The four finalists, from the four grade 9 classes were:
The Alchemist
The Illustrated Man
Boy in the Striped Pajamas

We could not be happier. Here we have The Alchemist, a classic novel acting as a mass-metaphor for living life and following your dreams, up against a free-verse style poetry collection detailing (in a sometimes graphic manner) the struggle of a young woman’s drug addiction in Crank. Across the table from those two are equally surprising selections. The Illustrated Man, unlike its opponents, is a collection of science-fiction short stories, written 60 years ago, detailing harrowing tales of alien encounters and the dangers of technologies. Whereas the Boy in the Striped Pajamas is historical fiction, following two nine-year-old boys developing a relationship through a concentration-camp fence, building bonds beyond the German/Jew demands of their society. Each of the four has varying themes and messages, from the need to reject peer pressure and build self-reliance, to multi-culturalism and hope.
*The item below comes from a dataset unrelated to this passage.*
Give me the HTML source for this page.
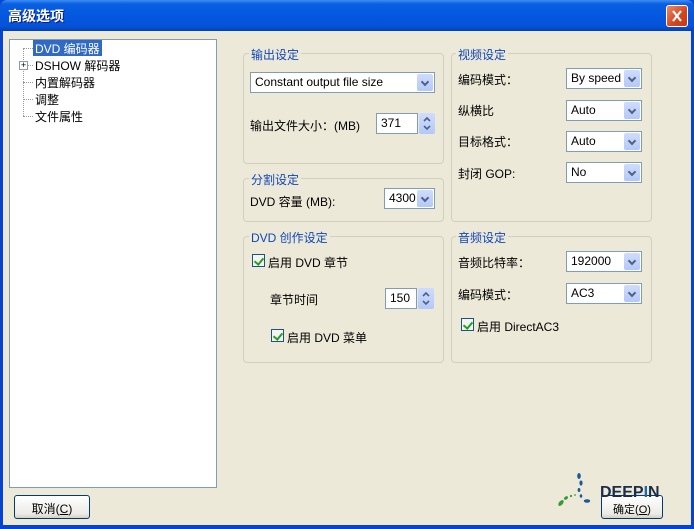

100 students, from four classrooms, came together and found a collection of books, some of which most teachers would never have considered, and told us what we were missing. Which teacher would have thought that The Illustrated Man, written in the time of their grand-parents, would garner 22% of the popular vote? Which teacher would have believed that Crank could inspire a male reader to defend a female protagonist’s fight against drugs through poetry?! The point is, by the end of the debates every student had read two books, every student researched at least one other, and every student asked him/herself the question, “What book has meaning for me as a grade 9 student?”

It was beautiful. Two weeks later students were asking each other which book to read next. For students and teachers, we consider this unit a win.

If you host your own ____ Reads competition at your school, please let us know. We would love to connect and hear how you adapted the unit.


Lisa said...

Mr. Publack,

This is a truly inspiring idea for many reasons. Your own love of reading and passion for literature has directly influenced your students and it seems like they have grown as critical thinkers and readers through this project.
When I was in school, I always wondered why or how books were chosen but there was a never a place to explore my questions and my thoughts were never entertained because it wouldn`t have made a difference if I thought a book was meaningful to my education. My love of reading developed outside of the classroom which was a shame because as you know so much can be explored and questioned with peers and teachers.
Its a teachers dream to experience students passionately debate over literature and come together as a community of critical readers. I would have loved to be a part of those conversations.
If they didn`t already have a love for reading, I am sure the roots are firmly planted in many students for a lifelong appreciation of literature, its place in education, and its representation of the state of the world.
Great work Grade 9`s, as always I am impressed by the depth and intelligence your work conveys. I commend the teachers for inspiring your students to find quality reads on their own while giving them great tools of critique and assessment to use in their journey.

Kindest Regards,

Lisa Nguyen

Garry McKinnon said...

Jason, it is a great blog that you have written on behalf of the grade 9 Humanities teachers and student teachers who were involved in this exciting initiative. The website that was created to provide a comprehensive description of the CSS Reads process is very well done. The high level of engagement of the grade 9 students and teachers is a true measure of the success of this innovative approach to promote reading. Hopefully readers of your blog will take up the challenge to host a similar competition in their schools and to share their experience with others.